What is the significance of Pradosha Vrata and why is the twilight period especially sacred for Shiva worship?

Pradosha Vrata is a fast and worship observed on the 13th day of each lunar fortnight, during the twilight hour. The tradition holds that this is the time Shiva dances in joy, making it one of the most auspicious windows for his worship.

What Pradosha is

The word pradosha means the early part of the night, the dim hour just after the sun goes down. In the Hindu lunar calendar, the 13th day of each fortnight is called trayodashi. When that day falls at twilight, the tradition treats it as Pradosha, a window of about an hour and a half around sunset.

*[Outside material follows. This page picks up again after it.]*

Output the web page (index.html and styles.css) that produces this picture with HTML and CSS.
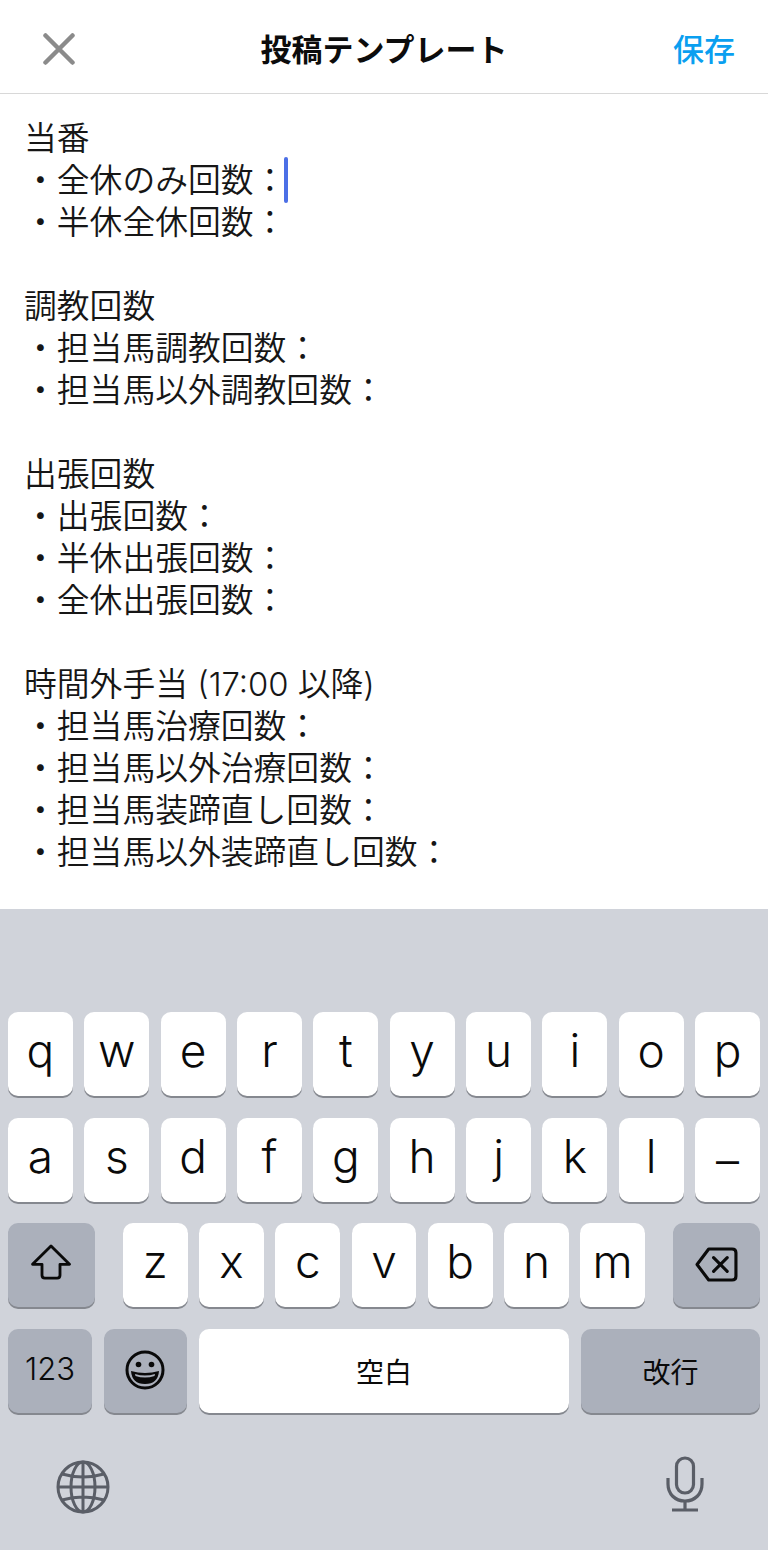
FILE: index.html
```html
<!DOCTYPE html>
<html lang="ja">
<head>
<meta charset="utf-8">
<title>投稿テンプレート</title>
<link rel="stylesheet" href="styles.css">
</head>
<body>
<div class="screen">
  <header class="topbar">
    <svg class="close" viewBox="0 0 32 32" aria-label="閉じる"><path d="M2.5 2.5 L29.5 29.5 M29.5 2.5 L2.5 29.5"/></svg>
    <h1 class="title">投稿テンプレート</h1>
    <span class="save">保存</span>
  </header>
  <main class="editor">
    <p>当番</p>
    <p>・全休のみ回数：<span class="caret"></span></p>
    <p>・半休全休回数：</p>
    <p class="blank"></p>
    <p>調教回数</p>
    <p>・担当馬調教回数：</p>
    <p>・担当馬以外調教回数：</p>
    <p class="blank"></p>
    <p>出張回数</p>
    <p>・出張回数：</p>
    <p>・半休出張回数：</p>
    <p>・全休出張回数：</p>
    <p class="blank"></p>
    <p>時間外手当 (17:00 以降)</p>
    <p>・担当馬治療回数：</p>
    <p>・担当馬以外治療回数：</p>
    <p>・担当馬装蹄直し回数：</p>
    <p>・担当馬以外装蹄直し回数：</p>
  </main>
  <section class="keyboard">
    <div class="row grid10">
      <div class="key">q</div><div class="key">w</div><div class="key">e</div><div class="key">r</div><div class="key">t</div><div class="key">y</div><div class="key">u</div><div class="key">i</div><div class="key">o</div><div class="key">p</div>
    </div>
    <div class="row grid10">
      <div class="key">a</div><div class="key">s</div><div class="key">d</div><div class="key">f</div><div class="key">g</div><div class="key">h</div><div class="key">j</div><div class="key">k</div><div class="key">l</div><div class="key dash">–</div>
    </div>
    <div class="row third">
      <div class="key dark">
        <svg class="ico-shift" viewBox="0 0 44 38"><path d="M22 2 L41.5 21.5 L31.5 21.5 L31.5 33 Q31.5 36 28.5 36 L15.5 36 Q12.5 36 12.5 33 L12.5 21.5 L2.5 21.5 Z"/></svg>
      </div>
      <div class="letters">
        <div class="key">z</div><div class="key">x</div><div class="key">c</div><div class="key">v</div><div class="key">b</div><div class="key">n</div><div class="key">m</div>
      </div>
      <div class="key dark">
        <svg class="ico-del" viewBox="0 0 44 36"><path class="outline" d="M14 2 L38 2 Q42 2 42 6 L42 30 Q42 34 38 34 L14 34 L2 18 Z"/><path class="outline" d="M19 11 L33 25 M33 11 L19 25"/></svg>
      </div>
    </div>
    <div class="row fourth">
      <div class="key dark small">123</div>
      <div class="key dark">
        <svg class="ico-emoji" viewBox="0 0 40 40"><circle class="face" cx="20" cy="20" r="18"/><circle class="fill" cx="13.5" cy="14.5" r="2.8"/><circle class="fill" cx="26.5" cy="14.5" r="2.8"/><path class="fill" d="M6 21 Q20 25 34 21 Q33 34 20 34 Q7 34 6 21 Z"/><path class="teeth" d="M10 24 Q20 27 30 24 L29.5 26 Q20 29 10.5 26 Z"/></svg>
      </div>
      <div class="key cjk">空白</div>
      <div class="key dark cjk">改行</div>
    </div>
    <div class="bottom">
      <svg class="ico-globe" viewBox="0 0 54 54"><circle cx="27" cy="27" r="25"/><ellipse cx="27" cy="27" rx="12" ry="25"/><path d="M27 2 V52 M2 27 H52 M6 14 Q27 20 48 14 M6 40 Q27 34 48 40"/></svg>
      <svg class="ico-mic" viewBox="0 0 38 56"><rect x="10.5" y="2" width="17" height="35" rx="8.5"/><path d="M2 22 V28 C2 38 9 45 19 45 C29 45 36 38 36 28 V22 M19 45 V54 M6 54 H32"/></svg>
    </div>
  </section>
</div>
</body>
</html>
```
FILE: styles.css
```css
* { box-sizing: border-box; }
html, body { margin: 0; padding: 0; background: #fff; }
.screen {
  width: 768px;
  height: 1550px;
  display: flex;
  flex-direction: column;
  overflow: hidden;
  font-family: "Inter", "Noto Sans CJK JP", sans-serif;
  color: #111;
}
.topbar {
  flex: 0 0 93.5px;
  display: grid;
  grid-template-columns: 1fr auto 1fr;
  align-items: center;
  padding: 3px 33px 0;
  border-bottom: 1.5px solid #d8d8d8;
}
.close { width: 32px; height: 32px; margin: 3px 0 0 10px; }
.close path { fill: none; stroke: #8b8b8b; stroke-width: 4.5; stroke-linecap: round; }
.title {
  margin: 0;
  font-size: 31px;
  font-weight: 700;
  line-height: 40px;
  color: #0c0c0c;
  font-family: "Noto Sans CJK JP", sans-serif;
}
.save {
  justify-self: end;
  font-size: 31px;
  font-weight: 500;
  line-height: 40px;
  color: #0a9ff0;
  font-family: "Noto Sans CJK JP", sans-serif;
}
.editor {
  flex: 1;
  padding: 23.5px 24px 0;
  background: #fff;
}
.editor p {
  margin: 0;
  height: 42px;
  font-size: 32.8px;
  font-weight: 350;
  line-height: 42px;
  color: #161616;
  white-space: nowrap;
}
.caret {
  display: inline-block;
  width: 4px;
  height: 46px;
  margin: -7px 0 -1px -2px;
  vertical-align: middle;
  border-radius: 2px;
  background: #4c6fe6;
}
.keyboard {
  flex: 0 0 641px;
  background: #d0d3da;
  padding: 103px 8px 0;
  display: flex;
  flex-direction: column;
  gap: 21.6px;
}
.row { height: 84px; }
.grid10 {
  display: grid;
  grid-template-columns: repeat(10, 1fr);
  column-gap: 11.5px;
}
.third {
  display: flex;
  justify-content: space-between;
}
.third > .key { width: 87px; }
.letters {
  width: 522px;
  display: grid;
  grid-template-columns: repeat(7, 1fr);
  column-gap: 11.5px;
}
.fourth {
  display: grid;
  grid-template-columns: 84px 83px 370px 179px;
  column-gap: 12px;
}
.key {
  display: flex;
  align-items: center;
  justify-content: center;
  height: 84px;
  padding-bottom: 8px;
  background: #fff;
  border-radius: 10px;
  box-shadow: 0 2px 0 #85888f;
  font-size: 46px;
  font-weight: 300;
  line-height: 1;
  color: #0a0a0a;
}
.key.dash { padding-bottom: 0; }
.key.dark { background: #abb0bb; }
.key.small { font-size: 31px; padding-bottom: 4px; }
.key.cjk { font-size: 28px; padding-bottom: 0; font-weight: 400; font-family: "Noto Sans CJK JP", sans-serif; }
.ico-shift { width: 42px; height: 36px; margin: 2px 2px 0 0; }
.ico-shift path { fill: none; stroke: #0a0a0a; stroke-width: 3; stroke-linejoin: round; }
.ico-del { width: 43px; height: 35px; margin-top: 6px; }
.ico-del .outline { fill: none; stroke: #0a0a0a; stroke-width: 3.2; stroke-linejoin: round; stroke-linecap: round; }
.ico-emoji { width: 40px; height: 40px; margin: 6px 2px 0 0; }
.ico-emoji .face { fill: none; stroke: #0a0a0a; stroke-width: 3; }
.ico-emoji .fill { fill: #0a0a0a; }
.ico-emoji .teeth { fill: #abb0bb; }
.bottom {
  display: flex;
  justify-content: space-between;
  align-items: flex-start;
  padding: 26px 56px 0 48px;
}
.ico-globe { width: 54px; height: 54px; }
.ico-globe circle, .ico-globe ellipse, .ico-globe path { fill: none; stroke: #5a5e67; stroke-width: 3; }
.ico-mic { width: 38px; height: 56px; margin-top: -4px; }
.ico-mic rect, .ico-mic path { fill: none; stroke: #5a5e67; stroke-width: 3.2; }
```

This happens twice a month, once in the bright half and once in the dark half of the lunar cycle. Devotees of Shiva fast through the day and then offer worship during that short evening window.

The story behind it

The Puranic tradition, including what is found in the Skanda Purana, tells a story about the churning of the cosmic ocean. When a terrible poison rose from the waters and threatened to destroy everything, Shiva swallowed it to protect the world. The gods and sages were filled with relief and gratitude. Shiva, in his joy, is said to have danced at twilight on the 13th tithi. That moment of his dance became the Pradosha time. Worshipping him then is seen as joining in that moment of cosmic celebration.

Why twilight matters

Twilight sits between day and night, a threshold moment that belongs fully to neither. In Shaiva thought, Shiva himself stands at thresholds, between creation and dissolution, between the world and what lies beyond it. So the in-between quality of dusk fits him naturally. The tradition sees this as a time when the boundary between the human and the divine grows thin, and prayer reaches him more easily. The fading light and the stillness of that hour are felt to match the mood of his worship.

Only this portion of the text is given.